__What to do__: Quote every line below exactly and skip any picture.

__Data excerpt__:
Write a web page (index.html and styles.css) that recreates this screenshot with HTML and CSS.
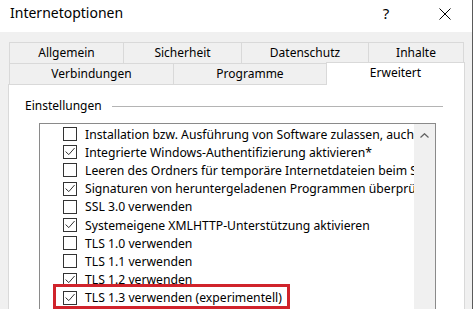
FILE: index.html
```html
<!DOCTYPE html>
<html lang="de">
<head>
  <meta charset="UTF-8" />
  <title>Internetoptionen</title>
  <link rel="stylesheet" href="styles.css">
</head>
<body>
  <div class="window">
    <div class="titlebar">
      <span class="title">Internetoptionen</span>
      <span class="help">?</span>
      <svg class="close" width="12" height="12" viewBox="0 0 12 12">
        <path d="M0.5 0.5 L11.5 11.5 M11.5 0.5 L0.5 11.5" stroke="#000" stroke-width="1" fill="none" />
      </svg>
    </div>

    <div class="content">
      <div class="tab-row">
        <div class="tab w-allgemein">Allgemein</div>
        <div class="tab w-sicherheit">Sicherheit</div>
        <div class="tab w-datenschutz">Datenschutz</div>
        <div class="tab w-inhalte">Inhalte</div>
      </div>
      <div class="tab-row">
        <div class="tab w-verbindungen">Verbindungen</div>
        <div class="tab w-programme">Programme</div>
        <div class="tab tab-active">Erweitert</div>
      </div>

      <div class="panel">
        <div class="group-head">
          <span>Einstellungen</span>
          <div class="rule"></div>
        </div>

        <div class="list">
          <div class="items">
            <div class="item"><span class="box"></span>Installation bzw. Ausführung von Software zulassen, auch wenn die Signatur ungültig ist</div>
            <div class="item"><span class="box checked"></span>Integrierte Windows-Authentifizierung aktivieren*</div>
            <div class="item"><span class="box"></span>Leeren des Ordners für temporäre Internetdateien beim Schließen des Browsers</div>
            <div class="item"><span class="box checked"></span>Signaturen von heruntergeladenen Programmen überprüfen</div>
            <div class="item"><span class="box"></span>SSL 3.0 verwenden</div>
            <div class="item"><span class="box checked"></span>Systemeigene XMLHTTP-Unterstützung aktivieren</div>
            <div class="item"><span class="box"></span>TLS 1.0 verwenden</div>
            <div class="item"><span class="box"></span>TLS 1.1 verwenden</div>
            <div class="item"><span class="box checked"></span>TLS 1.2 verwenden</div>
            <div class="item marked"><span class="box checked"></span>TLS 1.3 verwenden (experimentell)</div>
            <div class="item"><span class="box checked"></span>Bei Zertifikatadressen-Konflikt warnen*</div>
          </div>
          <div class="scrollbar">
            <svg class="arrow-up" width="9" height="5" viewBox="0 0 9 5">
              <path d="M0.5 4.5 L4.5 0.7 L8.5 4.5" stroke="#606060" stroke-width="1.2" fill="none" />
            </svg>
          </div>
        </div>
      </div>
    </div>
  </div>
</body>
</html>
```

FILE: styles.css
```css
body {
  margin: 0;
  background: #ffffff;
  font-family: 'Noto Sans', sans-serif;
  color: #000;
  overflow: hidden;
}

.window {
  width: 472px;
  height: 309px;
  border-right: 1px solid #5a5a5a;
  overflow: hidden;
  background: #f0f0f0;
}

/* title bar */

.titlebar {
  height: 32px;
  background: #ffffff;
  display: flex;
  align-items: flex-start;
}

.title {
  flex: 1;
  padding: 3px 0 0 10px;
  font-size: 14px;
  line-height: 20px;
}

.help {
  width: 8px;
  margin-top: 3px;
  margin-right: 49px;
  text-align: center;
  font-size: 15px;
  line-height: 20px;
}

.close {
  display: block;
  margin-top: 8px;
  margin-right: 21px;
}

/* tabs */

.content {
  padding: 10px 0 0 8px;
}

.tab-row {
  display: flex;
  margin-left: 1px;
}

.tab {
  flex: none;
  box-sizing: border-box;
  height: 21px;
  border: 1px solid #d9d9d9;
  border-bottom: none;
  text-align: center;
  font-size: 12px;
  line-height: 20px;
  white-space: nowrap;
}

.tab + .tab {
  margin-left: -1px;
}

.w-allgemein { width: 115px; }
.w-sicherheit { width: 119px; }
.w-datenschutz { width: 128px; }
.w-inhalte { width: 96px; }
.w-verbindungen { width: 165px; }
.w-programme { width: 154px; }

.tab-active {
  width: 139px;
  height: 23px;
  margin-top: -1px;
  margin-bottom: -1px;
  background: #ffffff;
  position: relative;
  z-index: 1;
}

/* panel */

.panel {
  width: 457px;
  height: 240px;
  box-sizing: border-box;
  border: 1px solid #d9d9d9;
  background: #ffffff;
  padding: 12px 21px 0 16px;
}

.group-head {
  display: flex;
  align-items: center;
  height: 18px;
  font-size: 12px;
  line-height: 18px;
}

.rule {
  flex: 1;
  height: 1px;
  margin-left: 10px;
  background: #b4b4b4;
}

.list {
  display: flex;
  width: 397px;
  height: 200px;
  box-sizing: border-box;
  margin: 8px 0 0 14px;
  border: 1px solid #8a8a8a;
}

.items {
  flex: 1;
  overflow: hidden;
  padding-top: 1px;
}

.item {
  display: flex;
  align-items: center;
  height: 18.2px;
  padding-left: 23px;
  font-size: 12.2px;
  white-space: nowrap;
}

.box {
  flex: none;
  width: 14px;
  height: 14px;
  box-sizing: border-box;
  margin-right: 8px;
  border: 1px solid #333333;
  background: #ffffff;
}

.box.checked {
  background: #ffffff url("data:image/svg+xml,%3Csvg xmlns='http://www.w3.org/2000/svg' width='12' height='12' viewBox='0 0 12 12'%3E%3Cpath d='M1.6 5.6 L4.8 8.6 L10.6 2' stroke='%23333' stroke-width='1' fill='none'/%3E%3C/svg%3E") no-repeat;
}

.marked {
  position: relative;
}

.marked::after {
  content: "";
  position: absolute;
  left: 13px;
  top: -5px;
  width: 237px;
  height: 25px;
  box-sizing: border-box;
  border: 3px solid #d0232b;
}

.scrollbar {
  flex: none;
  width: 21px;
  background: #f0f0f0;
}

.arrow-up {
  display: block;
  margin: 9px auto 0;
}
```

__Full answer__:
Write a web page (index.html and styles.css) that recreates this screenshot with HTML and CSS.
FILE: index.html
```html
<!DOCTYPE html>
<html lang="de">
<head>
  <meta charset="UTF-8" />
  <title>Internetoptionen</title>
  <link rel="stylesheet" href="styles.css">
</head>
<body>
  <div class="window">
    <div class="titlebar">
      <span class="title">Internetoptionen</span>
      <span class="help">?</span>
      <svg class="close" width="12" height="12" viewBox="0 0 12 12">
        <path d="M0.5 0.5 L11.5 11.5 M11.5 0.5 L0.5 11.5" stroke="#000" stroke-width="1" fill="none" />
      </svg>
    </div>

    <div class="content">
      <div class="tab-row">
        <div class="tab w-allgemein">Allgemein</div>
        <div class="tab w-sicherheit">Sicherheit</div>
        <div class="tab w-datenschutz">Datenschutz</div>
        <div class="tab w-inhalte">Inhalte</div>
      </div>
      <div class="tab-row">
        <div class="tab w-verbindungen">Verbindungen</div>
        <div class="tab w-programme">Programme</div>
        <div class="tab tab-active">Erweitert</div>
      </div>

      <div class="panel">
        <div class="group-head">
          <span>Einstellungen</span>
          <div class="rule"></div>
        </div>

        <div class="list">
          <div class="items">
            <div class="item"><span class="box"></span>Installation bzw. Ausführung von Software zulassen, auch wenn die Signatur ungültig ist</div>
            <div class="item"><span class="box checked"></span>Integrierte Windows-Authentifizierung aktivieren*</div>
            <div class="item"><span class="box"></span>Leeren des Ordners für temporäre Internetdateien beim Schließen des Browsers</div>
            <div class="item"><span class="box checked"></span>Signaturen von heruntergeladenen Programmen überprüfen</div>
            <div class="item"><span class="box"></span>SSL 3.0 verwenden</div>
            <div class="item"><span class="box checked"></span>Systemeigene XMLHTTP-Unterstützung aktivieren</div>
            <div class="item"><span class="box"></span>TLS 1.0 verwenden</div>
            <div class="item"><span class="box"></span>TLS 1.1 verwenden</div>
            <div class="item"><span class="box checked"></span>TLS 1.2 verwenden</div>
            <div class="item marked"><span class="box checked"></span>TLS 1.3 verwenden (experimentell)</div>
            <div class="item"><span class="box checked"></span>Bei Zertifikatadressen-Konflikt warnen*</div>
          </div>
          <div class="scrollbar">
            <svg class="arrow-up" width="9" height="5" viewBox="0 0 9 5">
              <path d="M0.5 4.5 L4.5 0.7 L8.5 4.5" stroke="#606060" stroke-width="1.2" fill="none" />
            </svg>
          </div>
        </div>
      </div>
    </div>
  </div>
</body>
</html>
```

FILE: styles.css
```css
body {
  margin: 0;
  background: #ffffff;
  font-family: 'Noto Sans', sans-serif;
  color: #000;
  overflow: hidden;
}

.window {
  width: 472px;
  height: 309px;
  border-right: 1px solid #5a5a5a;
  overflow: hidden;
  background: #f0f0f0;
}

/* title bar */

.titlebar {
  height: 32px;
  background: #ffffff;
  display: flex;
  align-items: flex-start;
}

.title {
  flex: 1;
  padding: 3px 0 0 10px;
  font-size: 14px;
  line-height: 20px;
}

.help {
  width: 8px;
  margin-top: 3px;
  margin-right: 49px;
  text-align: center;
  font-size: 15px;
  line-height: 20px;
}

.close {
  display: block;
  margin-top: 8px;
  margin-right: 21px;
}

/* tabs */

.content {
  padding: 10px 0 0 8px;
}

.tab-row {
  display: flex;
  margin-left: 1px;
}

.tab {
  flex: none;
  box-sizing: border-box;
  height: 21px;
  border: 1px solid #d9d9d9;
  border-bottom: none;
  text-align: center;
  font-size: 12px;
  line-height: 20px;
  white-space: nowrap;
}

.tab + .tab {
  margin-left: -1px;
}

.w-allgemein { width: 115px; }
.w-sicherheit { width: 119px; }
.w-datenschutz { width: 128px; }
.w-inhalte { width: 96px; }
.w-verbindungen { width: 165px; }
.w-programme { width: 154px; }

.tab-active {
  width: 139px;
  height: 23px;
  margin-top: -1px;
  margin-bottom: -1px;
  background: #ffffff;
  position: relative;
  z-index: 1;
}

/* panel */

.panel {
  width: 457px;
  height: 240px;
  box-sizing: border-box;
  border: 1px solid #d9d9d9;
  background: #ffffff;
  padding: 12px 21px 0 16px;
}

.group-head {
  display: flex;
  align-items: center;
  height: 18px;
  font-size: 12px;
  line-height: 18px;
}

.rule {
  flex: 1;
  height: 1px;
  margin-left: 10px;
  background: #b4b4b4;
}

.list {
  display: flex;
  width: 397px;
  height: 200px;
  box-sizing: border-box;
  margin: 8px 0 0 14px;
  border: 1px solid #8a8a8a;
}

.items {
  flex: 1;
  overflow: hidden;
  padding-top: 1px;
}

.item {
  display: flex;
  align-items: center;
  height: 18.2px;
  padding-left: 23px;
  font-size: 12.2px;
  white-space: nowrap;
}

.box {
  flex: none;
  width: 14px;
  height: 14px;
  box-sizing: border-box;
  margin-right: 8px;
  border: 1px solid #333333;
  background: #ffffff;
}

.box.checked {
  background: #ffffff url("data:image/svg+xml,%3Csvg xmlns='http://www.w3.org/2000/svg' width='12' height='12' viewBox='0 0 12 12'%3E%3Cpath d='M1.6 5.6 L4.8 8.6 L10.6 2' stroke='%23333' stroke-width='1' fill='none'/%3E%3C/svg%3E") no-repeat;
}

.marked {
  position: relative;
}

.marked::after {
  content: "";
  position: absolute;
  left: 13px;
  top: -5px;
  width: 237px;
  height: 25px;
  box-sizing: border-box;
  border: 3px solid #d0232b;
}

.scrollbar {
  flex: none;
  width: 21px;
  background: #f0f0f0;
}

.arrow-up {
  display: block;
  margin: 9px auto 0;
}
```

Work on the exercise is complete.